[Entries with page source code]
------------

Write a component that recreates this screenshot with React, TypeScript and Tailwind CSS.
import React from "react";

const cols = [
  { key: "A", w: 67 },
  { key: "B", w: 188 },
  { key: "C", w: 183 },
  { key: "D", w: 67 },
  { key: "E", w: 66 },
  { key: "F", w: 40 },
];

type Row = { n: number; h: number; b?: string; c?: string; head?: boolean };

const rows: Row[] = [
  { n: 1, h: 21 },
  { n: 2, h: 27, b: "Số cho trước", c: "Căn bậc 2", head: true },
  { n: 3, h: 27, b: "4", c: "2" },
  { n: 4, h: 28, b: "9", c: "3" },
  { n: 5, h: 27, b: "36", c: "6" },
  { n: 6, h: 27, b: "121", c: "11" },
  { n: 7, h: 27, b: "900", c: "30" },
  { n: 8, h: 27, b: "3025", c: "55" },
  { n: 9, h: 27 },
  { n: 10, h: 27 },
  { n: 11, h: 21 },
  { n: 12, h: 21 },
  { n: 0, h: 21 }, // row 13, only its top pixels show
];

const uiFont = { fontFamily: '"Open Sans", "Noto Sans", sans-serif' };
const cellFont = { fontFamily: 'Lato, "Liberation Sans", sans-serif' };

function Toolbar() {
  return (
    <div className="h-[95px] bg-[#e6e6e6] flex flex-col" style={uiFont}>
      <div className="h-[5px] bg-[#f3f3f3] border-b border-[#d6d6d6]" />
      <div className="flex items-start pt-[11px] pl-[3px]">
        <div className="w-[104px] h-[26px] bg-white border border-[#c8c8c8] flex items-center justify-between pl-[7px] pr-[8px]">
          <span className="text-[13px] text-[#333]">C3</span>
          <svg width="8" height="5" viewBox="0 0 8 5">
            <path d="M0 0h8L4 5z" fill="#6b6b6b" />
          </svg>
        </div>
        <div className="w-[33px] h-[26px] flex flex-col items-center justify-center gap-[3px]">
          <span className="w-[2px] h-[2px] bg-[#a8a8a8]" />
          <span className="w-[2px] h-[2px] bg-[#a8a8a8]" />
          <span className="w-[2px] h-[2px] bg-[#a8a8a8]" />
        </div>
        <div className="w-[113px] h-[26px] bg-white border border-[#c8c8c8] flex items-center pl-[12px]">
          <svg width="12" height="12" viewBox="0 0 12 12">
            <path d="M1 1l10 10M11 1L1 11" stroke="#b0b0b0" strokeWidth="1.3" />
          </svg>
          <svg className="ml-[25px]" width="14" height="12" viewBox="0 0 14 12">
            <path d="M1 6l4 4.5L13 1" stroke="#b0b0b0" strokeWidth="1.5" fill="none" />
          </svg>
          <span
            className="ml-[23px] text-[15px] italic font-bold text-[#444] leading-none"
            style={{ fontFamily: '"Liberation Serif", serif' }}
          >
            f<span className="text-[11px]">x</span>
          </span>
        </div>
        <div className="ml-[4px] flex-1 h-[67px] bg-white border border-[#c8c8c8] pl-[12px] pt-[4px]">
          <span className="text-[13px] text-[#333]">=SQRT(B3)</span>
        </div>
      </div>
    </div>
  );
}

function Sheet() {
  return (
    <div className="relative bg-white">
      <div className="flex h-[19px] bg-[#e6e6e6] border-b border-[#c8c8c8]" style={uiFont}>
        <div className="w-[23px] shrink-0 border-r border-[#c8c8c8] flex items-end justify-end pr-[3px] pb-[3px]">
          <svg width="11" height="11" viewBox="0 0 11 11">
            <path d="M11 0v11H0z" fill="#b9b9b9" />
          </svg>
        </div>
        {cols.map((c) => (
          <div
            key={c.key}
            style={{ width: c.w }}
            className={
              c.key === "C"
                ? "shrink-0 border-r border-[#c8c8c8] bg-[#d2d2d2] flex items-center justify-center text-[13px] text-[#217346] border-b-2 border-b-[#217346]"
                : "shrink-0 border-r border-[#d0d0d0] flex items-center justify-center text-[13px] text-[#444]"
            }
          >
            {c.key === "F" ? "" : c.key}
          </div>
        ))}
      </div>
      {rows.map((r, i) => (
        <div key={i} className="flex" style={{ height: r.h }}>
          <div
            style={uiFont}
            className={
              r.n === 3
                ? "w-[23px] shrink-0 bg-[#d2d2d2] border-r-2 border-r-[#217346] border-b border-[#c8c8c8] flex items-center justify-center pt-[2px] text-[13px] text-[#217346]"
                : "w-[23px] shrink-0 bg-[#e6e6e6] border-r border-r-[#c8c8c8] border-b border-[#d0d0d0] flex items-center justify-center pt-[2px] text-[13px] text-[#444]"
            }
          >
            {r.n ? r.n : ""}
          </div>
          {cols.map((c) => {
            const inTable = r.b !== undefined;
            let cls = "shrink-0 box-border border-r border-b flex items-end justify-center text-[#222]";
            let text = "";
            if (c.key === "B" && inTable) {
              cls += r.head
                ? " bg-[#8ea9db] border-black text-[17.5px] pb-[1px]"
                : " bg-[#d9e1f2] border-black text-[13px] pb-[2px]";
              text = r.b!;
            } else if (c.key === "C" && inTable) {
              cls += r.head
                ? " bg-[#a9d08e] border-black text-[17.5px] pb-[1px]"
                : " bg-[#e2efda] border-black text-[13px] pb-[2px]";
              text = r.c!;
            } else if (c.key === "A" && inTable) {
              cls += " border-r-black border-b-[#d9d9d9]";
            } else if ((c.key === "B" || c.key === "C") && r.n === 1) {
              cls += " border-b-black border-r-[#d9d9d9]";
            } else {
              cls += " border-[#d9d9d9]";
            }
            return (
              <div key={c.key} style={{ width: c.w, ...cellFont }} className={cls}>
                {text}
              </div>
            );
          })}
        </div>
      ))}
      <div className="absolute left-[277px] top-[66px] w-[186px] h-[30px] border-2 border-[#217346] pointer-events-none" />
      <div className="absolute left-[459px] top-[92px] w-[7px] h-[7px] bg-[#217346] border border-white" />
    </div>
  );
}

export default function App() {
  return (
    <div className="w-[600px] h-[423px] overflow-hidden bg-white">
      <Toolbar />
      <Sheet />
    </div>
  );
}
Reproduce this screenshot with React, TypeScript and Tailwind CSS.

------------

Directions for this task ::
All of the lines above must be returned exactly.

Written response ::
Write a component that recreates this screenshot with React, TypeScript and Tailwind CSS.
import React from "react";

const cols = [
  { key: "A", w: 67 },
  { key: "B", w: 188 },
  { key: "C", w: 183 },
  { key: "D", w: 67 },
  { key: "E", w: 66 },
  { key: "F", w: 40 },
];

type Row = { n: number; h: number; b?: string; c?: string; head?: boolean };

const rows: Row[] = [
  { n: 1, h: 21 },
  { n: 2, h: 27, b: "Số cho trước", c: "Căn bậc 2", head: true },
  { n: 3, h: 27, b: "4", c: "2" },
  { n: 4, h: 28, b: "9", c: "3" },
  { n: 5, h: 27, b: "36", c: "6" },
  { n: 6, h: 27, b: "121", c: "11" },
  { n: 7, h: 27, b: "900", c: "30" },
  { n: 8, h: 27, b: "3025", c: "55" },
  { n: 9, h: 27 },
  { n: 10, h: 27 },
  { n: 11, h: 21 },
  { n: 12, h: 21 },
  { n: 0, h: 21 }, // row 13, only its top pixels show
];

const uiFont = { fontFamily: '"Open Sans", "Noto Sans", sans-serif' };
const cellFont = { fontFamily: 'Lato, "Liberation Sans", sans-serif' };

function Toolbar() {
  return (
    <div className="h-[95px] bg-[#e6e6e6] flex flex-col" style={uiFont}>
      <div className="h-[5px] bg-[#f3f3f3] border-b border-[#d6d6d6]" />
      <div className="flex items-start pt-[11px] pl-[3px]">
        <div className="w-[104px] h-[26px] bg-white border border-[#c8c8c8] flex items-center justify-between pl-[7px] pr-[8px]">
          <span className="text-[13px] text-[#333]">C3</span>
          <svg width="8" height="5" viewBox="0 0 8 5">
            <path d="M0 0h8L4 5z" fill="#6b6b6b" />
          </svg>
        </div>
        <div className="w-[33px] h-[26px] flex flex-col items-center justify-center gap-[3px]">
          <span className="w-[2px] h-[2px] bg-[#a8a8a8]" />
          <span className="w-[2px] h-[2px] bg-[#a8a8a8]" />
          <span className="w-[2px] h-[2px] bg-[#a8a8a8]" />
        </div>
        <div className="w-[113px] h-[26px] bg-white border border-[#c8c8c8] flex items-center pl-[12px]">
          <svg width="12" height="12" viewBox="0 0 12 12">
            <path d="M1 1l10 10M11 1L1 11" stroke="#b0b0b0" strokeWidth="1.3" />
          </svg>
          <svg className="ml-[25px]" width="14" height="12" viewBox="0 0 14 12">
            <path d="M1 6l4 4.5L13 1" stroke="#b0b0b0" strokeWidth="1.5" fill="none" />
          </svg>
          <span
            className="ml-[23px] text-[15px] italic font-bold text-[#444] leading-none"
            style={{ fontFamily: '"Liberation Serif", serif' }}
          >
            f<span className="text-[11px]">x</span>
          </span>
        </div>
        <div className="ml-[4px] flex-1 h-[67px] bg-white border border-[#c8c8c8] pl-[12px] pt-[4px]">
          <span className="text-[13px] text-[#333]">=SQRT(B3)</span>
        </div>
      </div>
    </div>
  );
}

function Sheet() {
  return (
    <div className="relative bg-white">
      <div className="flex h-[19px] bg-[#e6e6e6] border-b border-[#c8c8c8]" style={uiFont}>
        <div className="w-[23px] shrink-0 border-r border-[#c8c8c8] flex items-end justify-end pr-[3px] pb-[3px]">
          <svg width="11" height="11" viewBox="0 0 11 11">
            <path d="M11 0v11H0z" fill="#b9b9b9" />
          </svg>
        </div>
        {cols.map((c) => (
          <div
            key={c.key}
            style={{ width: c.w }}
            className={
              c.key === "C"
                ? "shrink-0 border-r border-[#c8c8c8] bg-[#d2d2d2] flex items-center justify-center text-[13px] text-[#217346] border-b-2 border-b-[#217346]"
                : "shrink-0 border-r border-[#d0d0d0] flex items-center justify-center text-[13px] text-[#444]"
            }
          >
            {c.key === "F" ? "" : c.key}
          </div>
        ))}
      </div>
      {rows.map((r, i) => (
        <div key={i} className="flex" style={{ height: r.h }}>
          <div
            style={uiFont}
            className={
              r.n === 3
                ? "w-[23px] shrink-0 bg-[#d2d2d2] border-r-2 border-r-[#217346] border-b border-[#c8c8c8] flex items-center justify-center pt-[2px] text-[13px] text-[#217346]"
                : "w-[23px] shrink-0 bg-[#e6e6e6] border-r border-r-[#c8c8c8] border-b border-[#d0d0d0] flex items-center justify-center pt-[2px] text-[13px] text-[#444]"
            }
          >
            {r.n ? r.n : ""}
          </div>
          {cols.map((c) => {
            const inTable = r.b !== undefined;
            let cls = "shrink-0 box-border border-r border-b flex items-end justify-center text-[#222]";
            let text = "";
            if (c.key === "B" && inTable) {
              cls += r.head
                ? " bg-[#8ea9db] border-black text-[17.5px] pb-[1px]"
                : " bg-[#d9e1f2] border-black text-[13px] pb-[2px]";
              text = r.b!;
            } else if (c.key === "C" && inTable) {
              cls += r.head
                ? " bg-[#a9d08e] border-black text-[17.5px] pb-[1px]"
                : " bg-[#e2efda] border-black text-[13px] pb-[2px]";
              text = r.c!;
            } else if (c.key === "A" && inTable) {
              cls += " border-r-black border-b-[#d9d9d9]";
            } else if ((c.key === "B" || c.key === "C") && r.n === 1) {
              cls += " border-b-black border-r-[#d9d9d9]";
            } else {
              cls += " border-[#d9d9d9]";
            }
            return (
              <div key={c.key} style={{ width: c.w, ...cellFont }} className={cls}>
                {text}
              </div>
            );
          })}
        </div>
      ))}
      <div className="absolute left-[277px] top-[66px] w-[186px] h-[30px] border-2 border-[#217346] pointer-events-none" />
      <div className="absolute left-[459px] top-[92px] w-[7px] h-[7px] bg-[#217346] border border-white" />
    </div>
  );
}

export default function App() {
  return (
    <div className="w-[600px] h-[423px] overflow-hidden bg-white">
      <Toolbar />
      <Sheet />
    </div>
  );
}
Reproduce this screenshot with React, TypeScript and Tailwind CSS.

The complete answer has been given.